Does DNF support any form of authentication?

Some years ago, Ubuntu used to sell paid software for Ubuntu. They stopped doing so, but I believe they did it using APT.

I wonder if something similar could be implemented in DNF. Probably a payments method cannot be implemented, but (and without knowing how Ubuntu used to do it), I believe an implementation for that would be to provide an username and password with which to log in to the repository. If the user is not logged in, the repository will only let you install free apps. If the user is logged in but you have not paid the app, the graphical front end could let you purchase the app. Once this app is purchased, the user (who is, again, logged in) would request the download with DNF (or yum?) and the repository would let them do so as long as the package is in their purchases database.

How achievable would this be? Is this authentication implemented in DNF in some form?

I seriously doubt it would even be a remote possibility for dnf.
That sounds like more of a repo feature or app feature and not a software manager feature anyway. If you are seriously considering such a venture you might research what happened and why earlier attempts at such a feature may have failed.
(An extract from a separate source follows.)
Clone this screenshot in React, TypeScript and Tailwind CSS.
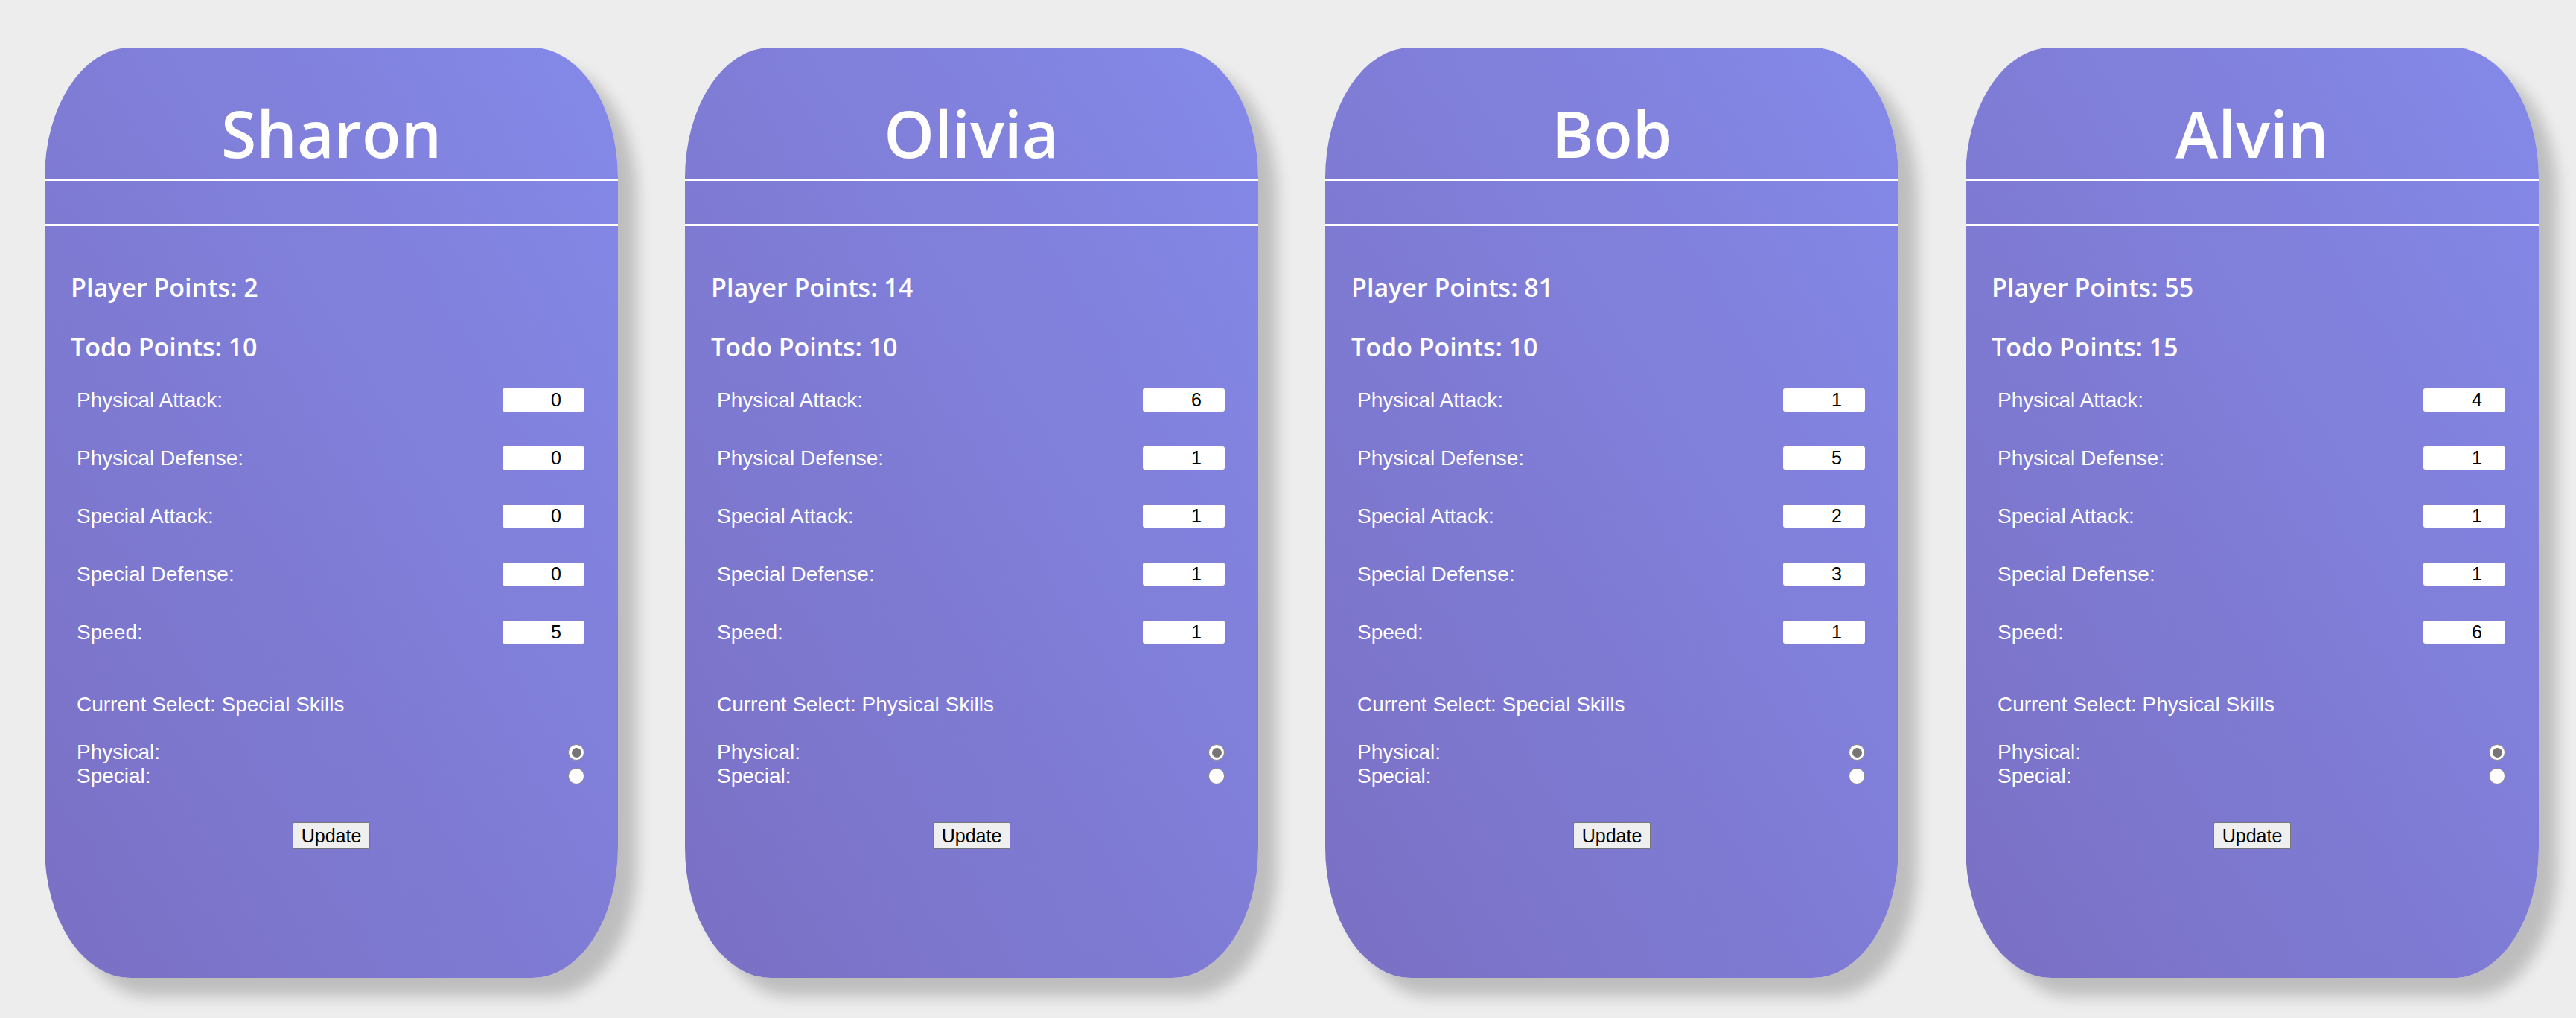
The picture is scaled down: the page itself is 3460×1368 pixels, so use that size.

Even on the phones (android or iOS), the app stores allow installing an ad filled app then it is up to the user if they choose to pay for the ability to stop the ads. Thus if you want such a thing it seems better to do the selling within the app or the repo rather than trying to do so at the package manager level. There are, after all, already many feature limited or time limited apps that can later be unlocked with some payment plan (one time or subscription) including the ubiquitous McAfee app on windows and MakeMKV for both linux & windows.

Attempting to push that down to the package manager level will likely either be ignored or get a super large amount of resistance. Linux is, after all, (in all its flavors) based on FOSS and not software that requires payment.

The distro level is usually free, though there are apps that require payment. Just none that I know of available through the package managers or directly available from the repos managed by the distro.

For this reason I think if it ever happens it won’t see much of a success. I prefer the ‘donate to projects you like’ model. Locking open source software behind a paywall isn’t a good idea.

Yes, the repo server would have to be programmed to serve the RPM file if the authenticated user has purchased said app, but my question is, does DNF/YUM support secure, encrypted user authentication?

I have no clue. YUM no longer exists except as a link to DNF on your system.

# ls -l /usr/bin/dnf /usr/bin/yum
lrwxrwxrwx. 1 root root 5 Sep  9 08:05 /usr/bin/dnf -> dnf-3
lrwxrwxrwx. 1 root root 5 Sep  9 08:05 /usr/bin/yum -> dnf-3

In order to see what it presently supports you would probably need to read the source code, or confer with one of the developers that wrote it.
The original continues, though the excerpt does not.